4. Input Parameters

basic inputs and outputs

4.1. CALYPSO Inputs —— toml

Main input files, named as input.toml, which contains all necessary parameters for the structure prediction. This files consists of input tags that can be given in any order, or be omitted while the default values are used. below we offer a quick view of the syntax of the tags:

  1. the general syntax is consistence with toml , one can find more information about this format file here.

  2. the labels are case-insensitive.

  3. all text following the “#” character is taken as comment.

  4. logical values can be given as t (or true), or f (or false).

  5. null is allowed.

below are brief descriptions on necessary input parameters.

4.1.1. Common parameters in CALYPSO block

4.1.1.1. Systemname

SystemName = string

A description string of the targeted system(max. 40 characters).

Default: CALYPSO

4.1.1.2. Seed

seed = integer

Positive int number to set random seed for REPRODUCIBILITY, negative to do not set it.

Default: -1

4.1.1.3. IType

IType = int or string

Control the type of structures to be generated.

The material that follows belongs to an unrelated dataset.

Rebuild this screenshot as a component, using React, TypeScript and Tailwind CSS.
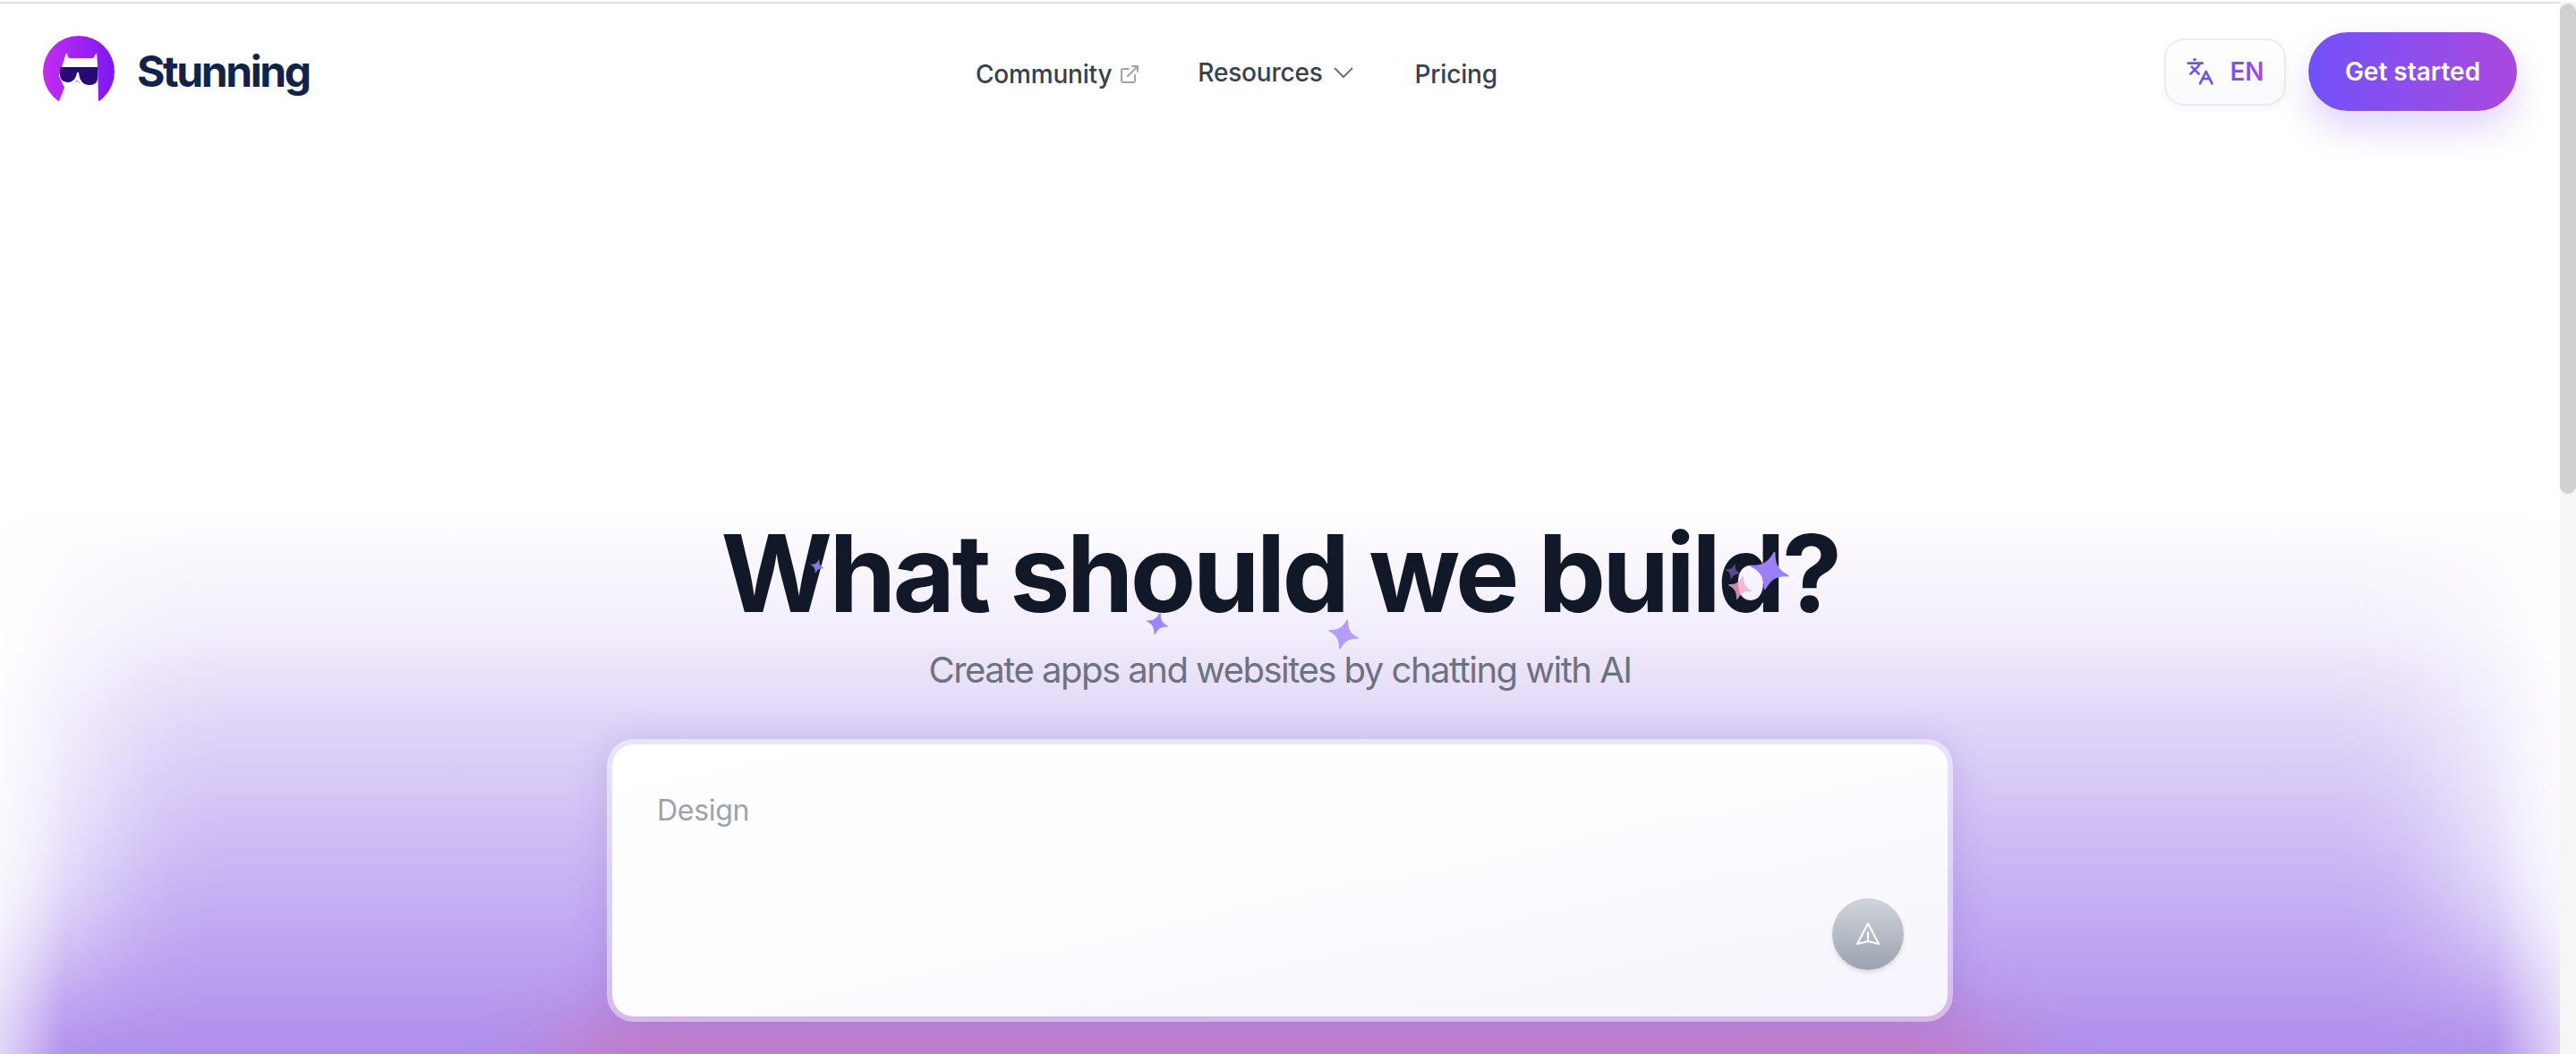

IType int IType string Module
1 CRYSTAL Crystal structure prediction
2 CLUSTER Cluster structure prediction
3 MOLECULAR Molecular crystal structure prediction
4 LAYER Layer (including film) structure prediction

One can use int or string to specify the type of structure prediction. But if string is used, it must be uppercase.

Default: 1

4.1.1.4. ICode

ICode = integer or string

Defines which code to be used for local structure optimization during the structure prediction.

1:

VASP

3:

GULP

4:

PWSCF

9:

LAMMPS

15:

MLP

Default: 1

4.1.1.5. IAlgo

IAlgo = integer or string

Defines which PSO algorithm to be adopted in the simulation.

1:

global PSO algorithm

2:

local PSO algorithm

3:

ABC algorithm with symmetry

Default: 2

4.1.1.6. IDisp

 IDisp = integer or string
1:

ORCH

The build-in task dispatcher by CALYPSO, other third party libraries will be implemented.

Default: 1

4.1.1.7. IFit

IFit = integer or string

Defining the fitness to determine the evolution structure of the population.

1:

ENTHALPY

2:

HARDNESS

3:

GIBBS

Default: 1

4.1.1.8. IRunner

IRunner = int

Define the style of running calypso.

1:

automatically run

2:

manually run each step (split mode)

Default: 1

4.1.1.9. ISim

ISim = int or string

Define the descriptor of structures, it will be used to determine whether two structures are similar.

0:

NAN

1:

BCM

2:

CCF

BCM is faster than CCF, so we suggest to use BCM for most cases. if encountering the similarity warning when generating structures, one should decrease the value of SimThreshold or turn off the similarity compare by setting ISim = 0.

Default: 1

4.1.1.10. BlockMode

BlockMode = bool

Define the evolution way.

true:

evolution will be performed after each generation is done.

false:

evolution will be performed once each structures local optimization is done.

Warning

Now we only support the blockmode = true.

Default: true

4.1.1.11. PickUp

PickUp = bool

Whether to pick up a calculation. Now CALYPSO support pickup in any stage, just turn this on.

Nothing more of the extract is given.